▶ [Provided data]:
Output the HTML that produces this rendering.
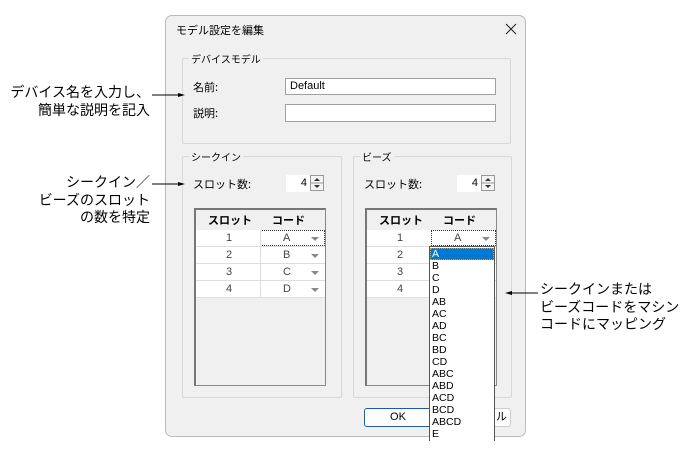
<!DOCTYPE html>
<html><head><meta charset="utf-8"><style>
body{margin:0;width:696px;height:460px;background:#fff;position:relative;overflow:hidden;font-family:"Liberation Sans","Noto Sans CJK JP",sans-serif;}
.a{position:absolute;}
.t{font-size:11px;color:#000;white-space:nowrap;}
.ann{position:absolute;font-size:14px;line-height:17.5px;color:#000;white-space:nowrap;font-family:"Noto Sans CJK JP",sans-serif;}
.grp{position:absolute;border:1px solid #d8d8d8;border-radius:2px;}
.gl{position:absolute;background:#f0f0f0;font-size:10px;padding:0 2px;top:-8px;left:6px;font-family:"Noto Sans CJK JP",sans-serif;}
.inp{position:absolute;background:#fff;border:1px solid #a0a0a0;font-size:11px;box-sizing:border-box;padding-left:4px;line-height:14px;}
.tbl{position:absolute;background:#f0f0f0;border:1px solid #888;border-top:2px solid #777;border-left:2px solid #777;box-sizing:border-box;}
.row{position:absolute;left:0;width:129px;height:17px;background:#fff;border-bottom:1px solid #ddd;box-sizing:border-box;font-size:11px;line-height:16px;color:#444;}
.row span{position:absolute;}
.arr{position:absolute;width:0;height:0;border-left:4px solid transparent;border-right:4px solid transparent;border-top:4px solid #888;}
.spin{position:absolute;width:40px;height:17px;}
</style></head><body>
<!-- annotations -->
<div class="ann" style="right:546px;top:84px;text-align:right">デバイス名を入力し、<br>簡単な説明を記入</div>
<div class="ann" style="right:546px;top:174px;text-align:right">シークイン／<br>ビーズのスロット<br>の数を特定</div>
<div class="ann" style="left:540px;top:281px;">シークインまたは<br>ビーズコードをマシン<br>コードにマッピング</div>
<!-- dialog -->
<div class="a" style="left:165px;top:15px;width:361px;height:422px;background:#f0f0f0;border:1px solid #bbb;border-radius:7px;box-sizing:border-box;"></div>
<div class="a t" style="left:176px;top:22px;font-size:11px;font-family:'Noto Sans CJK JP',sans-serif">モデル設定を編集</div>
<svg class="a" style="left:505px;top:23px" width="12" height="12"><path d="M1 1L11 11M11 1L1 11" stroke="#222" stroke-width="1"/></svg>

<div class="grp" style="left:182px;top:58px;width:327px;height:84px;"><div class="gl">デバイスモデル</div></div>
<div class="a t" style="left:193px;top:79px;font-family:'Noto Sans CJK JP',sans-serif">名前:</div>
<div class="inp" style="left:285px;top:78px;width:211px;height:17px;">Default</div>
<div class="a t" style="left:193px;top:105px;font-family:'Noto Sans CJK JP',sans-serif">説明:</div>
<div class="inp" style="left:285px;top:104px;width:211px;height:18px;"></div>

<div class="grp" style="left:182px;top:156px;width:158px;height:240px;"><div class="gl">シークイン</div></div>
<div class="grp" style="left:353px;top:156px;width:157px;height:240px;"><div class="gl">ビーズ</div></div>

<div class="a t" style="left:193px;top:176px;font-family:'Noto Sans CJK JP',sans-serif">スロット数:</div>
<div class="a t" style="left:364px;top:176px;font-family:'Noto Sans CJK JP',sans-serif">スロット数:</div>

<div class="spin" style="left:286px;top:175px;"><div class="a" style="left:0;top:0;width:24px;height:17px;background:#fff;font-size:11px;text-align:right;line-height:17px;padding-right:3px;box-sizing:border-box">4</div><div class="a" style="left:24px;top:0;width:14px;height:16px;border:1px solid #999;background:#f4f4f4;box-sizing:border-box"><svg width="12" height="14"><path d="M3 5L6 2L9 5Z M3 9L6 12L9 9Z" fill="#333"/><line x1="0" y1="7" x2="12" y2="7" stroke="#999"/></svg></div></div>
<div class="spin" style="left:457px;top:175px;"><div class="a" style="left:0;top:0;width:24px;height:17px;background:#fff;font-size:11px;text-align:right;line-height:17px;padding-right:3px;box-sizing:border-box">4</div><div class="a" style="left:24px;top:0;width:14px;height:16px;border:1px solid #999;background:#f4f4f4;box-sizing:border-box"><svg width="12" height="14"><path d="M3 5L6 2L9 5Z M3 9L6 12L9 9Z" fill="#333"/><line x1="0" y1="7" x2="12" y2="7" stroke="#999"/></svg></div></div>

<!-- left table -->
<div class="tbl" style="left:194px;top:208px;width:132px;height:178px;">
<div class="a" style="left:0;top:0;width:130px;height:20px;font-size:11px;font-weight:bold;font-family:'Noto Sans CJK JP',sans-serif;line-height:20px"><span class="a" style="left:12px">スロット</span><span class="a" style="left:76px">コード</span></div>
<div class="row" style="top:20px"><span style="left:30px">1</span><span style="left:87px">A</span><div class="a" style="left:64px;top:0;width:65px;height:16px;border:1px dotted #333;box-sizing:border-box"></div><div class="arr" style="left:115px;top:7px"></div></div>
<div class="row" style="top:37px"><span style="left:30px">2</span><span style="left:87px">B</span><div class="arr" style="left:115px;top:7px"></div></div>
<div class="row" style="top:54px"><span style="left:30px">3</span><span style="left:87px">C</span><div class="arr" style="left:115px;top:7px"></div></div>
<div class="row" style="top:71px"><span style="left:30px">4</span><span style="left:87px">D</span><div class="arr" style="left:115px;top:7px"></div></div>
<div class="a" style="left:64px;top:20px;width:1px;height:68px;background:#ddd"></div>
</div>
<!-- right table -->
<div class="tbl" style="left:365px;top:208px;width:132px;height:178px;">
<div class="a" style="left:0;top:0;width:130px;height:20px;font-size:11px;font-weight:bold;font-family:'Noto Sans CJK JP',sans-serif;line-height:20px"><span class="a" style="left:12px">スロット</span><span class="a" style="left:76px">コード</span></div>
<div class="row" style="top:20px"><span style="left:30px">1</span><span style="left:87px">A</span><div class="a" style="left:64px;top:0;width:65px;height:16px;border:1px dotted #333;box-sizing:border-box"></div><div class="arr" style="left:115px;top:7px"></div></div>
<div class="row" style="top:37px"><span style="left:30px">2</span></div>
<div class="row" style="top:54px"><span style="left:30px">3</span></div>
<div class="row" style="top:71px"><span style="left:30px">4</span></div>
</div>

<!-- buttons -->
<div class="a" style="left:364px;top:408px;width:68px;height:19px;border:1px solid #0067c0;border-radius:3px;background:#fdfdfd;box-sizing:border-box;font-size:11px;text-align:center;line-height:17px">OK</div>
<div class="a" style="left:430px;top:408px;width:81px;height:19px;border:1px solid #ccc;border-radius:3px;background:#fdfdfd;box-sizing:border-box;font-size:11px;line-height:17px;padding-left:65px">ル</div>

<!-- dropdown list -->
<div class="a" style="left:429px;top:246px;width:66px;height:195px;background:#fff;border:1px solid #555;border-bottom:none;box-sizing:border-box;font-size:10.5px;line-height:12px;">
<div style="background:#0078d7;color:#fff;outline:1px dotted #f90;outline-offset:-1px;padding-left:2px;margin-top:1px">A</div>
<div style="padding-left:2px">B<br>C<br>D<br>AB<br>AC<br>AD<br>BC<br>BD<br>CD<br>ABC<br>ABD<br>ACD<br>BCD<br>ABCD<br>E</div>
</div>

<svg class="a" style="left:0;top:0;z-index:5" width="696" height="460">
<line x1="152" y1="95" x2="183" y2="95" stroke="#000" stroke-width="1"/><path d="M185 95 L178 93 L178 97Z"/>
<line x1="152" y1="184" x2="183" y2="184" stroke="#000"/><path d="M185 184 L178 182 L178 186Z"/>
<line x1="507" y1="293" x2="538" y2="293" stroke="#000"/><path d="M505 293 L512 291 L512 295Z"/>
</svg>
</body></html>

▶ [What is being asked]: Give all the lines above again, character for character, without pictures.

▶ [Reply]:
Output the HTML that produces this rendering.
<!DOCTYPE html>
<html><head><meta charset="utf-8"><style>
body{margin:0;width:696px;height:460px;background:#fff;position:relative;overflow:hidden;font-family:"Liberation Sans","Noto Sans CJK JP",sans-serif;}
.a{position:absolute;}
.t{font-size:11px;color:#000;white-space:nowrap;}
.ann{position:absolute;font-size:14px;line-height:17.5px;color:#000;white-space:nowrap;font-family:"Noto Sans CJK JP",sans-serif;}
.grp{position:absolute;border:1px solid #d8d8d8;border-radius:2px;}
.gl{position:absolute;background:#f0f0f0;font-size:10px;padding:0 2px;top:-8px;left:6px;font-family:"Noto Sans CJK JP",sans-serif;}
.inp{position:absolute;background:#fff;border:1px solid #a0a0a0;font-size:11px;box-sizing:border-box;padding-left:4px;line-height:14px;}
.tbl{position:absolute;background:#f0f0f0;border:1px solid #888;border-top:2px solid #777;border-left:2px solid #777;box-sizing:border-box;}
.row{position:absolute;left:0;width:129px;height:17px;background:#fff;border-bottom:1px solid #ddd;box-sizing:border-box;font-size:11px;line-height:16px;color:#444;}
.row span{position:absolute;}
.arr{position:absolute;width:0;height:0;border-left:4px solid transparent;border-right:4px solid transparent;border-top:4px solid #888;}
.spin{position:absolute;width:40px;height:17px;}
</style></head><body>
<!-- annotations -->
<div class="ann" style="right:546px;top:84px;text-align:right">デバイス名を入力し、<br>簡単な説明を記入</div>
<div class="ann" style="right:546px;top:174px;text-align:right">シークイン／<br>ビーズのスロット<br>の数を特定</div>
<div class="ann" style="left:540px;top:281px;">シークインまたは<br>ビーズコードをマシン<br>コードにマッピング</div>
<!-- dialog -->
<div class="a" style="left:165px;top:15px;width:361px;height:422px;background:#f0f0f0;border:1px solid #bbb;border-radius:7px;box-sizing:border-box;"></div>
<div class="a t" style="left:176px;top:22px;font-size:11px;font-family:'Noto Sans CJK JP',sans-serif">モデル設定を編集</div>
<svg class="a" style="left:505px;top:23px" width="12" height="12"><path d="M1 1L11 11M11 1L1 11" stroke="#222" stroke-width="1"/></svg>

<div class="grp" style="left:182px;top:58px;width:327px;height:84px;"><div class="gl">デバイスモデル</div></div>
<div class="a t" style="left:193px;top:79px;font-family:'Noto Sans CJK JP',sans-serif">名前:</div>
<div class="inp" style="left:285px;top:78px;width:211px;height:17px;">Default</div>
<div class="a t" style="left:193px;top:105px;font-family:'Noto Sans CJK JP',sans-serif">説明:</div>
<div class="inp" style="left:285px;top:104px;width:211px;height:18px;"></div>

<div class="grp" style="left:182px;top:156px;width:158px;height:240px;"><div class="gl">シークイン</div></div>
<div class="grp" style="left:353px;top:156px;width:157px;height:240px;"><div class="gl">ビーズ</div></div>

<div class="a t" style="left:193px;top:176px;font-family:'Noto Sans CJK JP',sans-serif">スロット数:</div>
<div class="a t" style="left:364px;top:176px;font-family:'Noto Sans CJK JP',sans-serif">スロット数:</div>

<div class="spin" style="left:286px;top:175px;"><div class="a" style="left:0;top:0;width:24px;height:17px;background:#fff;font-size:11px;text-align:right;line-height:17px;padding-right:3px;box-sizing:border-box">4</div><div class="a" style="left:24px;top:0;width:14px;height:16px;border:1px solid #999;background:#f4f4f4;box-sizing:border-box"><svg width="12" height="14"><path d="M3 5L6 2L9 5Z M3 9L6 12L9 9Z" fill="#333"/><line x1="0" y1="7" x2="12" y2="7" stroke="#999"/></svg></div></div>
<div class="spin" style="left:457px;top:175px;"><div class="a" style="left:0;top:0;width:24px;height:17px;background:#fff;font-size:11px;text-align:right;line-height:17px;padding-right:3px;box-sizing:border-box">4</div><div class="a" style="left:24px;top:0;width:14px;height:16px;border:1px solid #999;background:#f4f4f4;box-sizing:border-box"><svg width="12" height="14"><path d="M3 5L6 2L9 5Z M3 9L6 12L9 9Z" fill="#333"/><line x1="0" y1="7" x2="12" y2="7" stroke="#999"/></svg></div></div>

<!-- left table -->
<div class="tbl" style="left:194px;top:208px;width:132px;height:178px;">
<div class="a" style="left:0;top:0;width:130px;height:20px;font-size:11px;font-weight:bold;font-family:'Noto Sans CJK JP',sans-serif;line-height:20px"><span class="a" style="left:12px">スロット</span><span class="a" style="left:76px">コード</span></div>
<div class="row" style="top:20px"><span style="left:30px">1</span><span style="left:87px">A</span><div class="a" style="left:64px;top:0;width:65px;height:16px;border:1px dotted #333;box-sizing:border-box"></div><div class="arr" style="left:115px;top:7px"></div></div>
<div class="row" style="top:37px"><span style="left:30px">2</span><span style="left:87px">B</span><div class="arr" style="left:115px;top:7px"></div></div>
<div class="row" style="top:54px"><span style="left:30px">3</span><span style="left:87px">C</span><div class="arr" style="left:115px;top:7px"></div></div>
<div class="row" style="top:71px"><span style="left:30px">4</span><span style="left:87px">D</span><div class="arr" style="left:115px;top:7px"></div></div>
<div class="a" style="left:64px;top:20px;width:1px;height:68px;background:#ddd"></div>
</div>
<!-- right table -->
<div class="tbl" style="left:365px;top:208px;width:132px;height:178px;">
<div class="a" style="left:0;top:0;width:130px;height:20px;font-size:11px;font-weight:bold;font-family:'Noto Sans CJK JP',sans-serif;line-height:20px"><span class="a" style="left:12px">スロット</span><span class="a" style="left:76px">コード</span></div>
<div class="row" style="top:20px"><span style="left:30px">1</span><span style="left:87px">A</span><div class="a" style="left:64px;top:0;width:65px;height:16px;border:1px dotted #333;box-sizing:border-box"></div><div class="arr" style="left:115px;top:7px"></div></div>
<div class="row" style="top:37px"><span style="left:30px">2</span></div>
<div class="row" style="top:54px"><span style="left:30px">3</span></div>
<div class="row" style="top:71px"><span style="left:30px">4</span></div>
</div>

<!-- buttons -->
<div class="a" style="left:364px;top:408px;width:68px;height:19px;border:1px solid #0067c0;border-radius:3px;background:#fdfdfd;box-sizing:border-box;font-size:11px;text-align:center;line-height:17px">OK</div>
<div class="a" style="left:430px;top:408px;width:81px;height:19px;border:1px solid #ccc;border-radius:3px;background:#fdfdfd;box-sizing:border-box;font-size:11px;line-height:17px;padding-left:65px">ル</div>

<!-- dropdown list -->
<div class="a" style="left:429px;top:246px;width:66px;height:195px;background:#fff;border:1px solid #555;border-bottom:none;box-sizing:border-box;font-size:10.5px;line-height:12px;">
<div style="background:#0078d7;color:#fff;outline:1px dotted #f90;outline-offset:-1px;padding-left:2px;margin-top:1px">A</div>
<div style="padding-left:2px">B<br>C<br>D<br>AB<br>AC<br>AD<br>BC<br>BD<br>CD<br>ABC<br>ABD<br>ACD<br>BCD<br>ABCD<br>E</div>
</div>

<svg class="a" style="left:0;top:0;z-index:5" width="696" height="460">
<line x1="152" y1="95" x2="183" y2="95" stroke="#000" stroke-width="1"/><path d="M185 95 L178 93 L178 97Z"/>
<line x1="152" y1="184" x2="183" y2="184" stroke="#000"/><path d="M185 184 L178 182 L178 186Z"/>
<line x1="507" y1="293" x2="538" y2="293" stroke="#000"/><path d="M505 293 L512 291 L512 295Z"/>
</svg>
</body></html>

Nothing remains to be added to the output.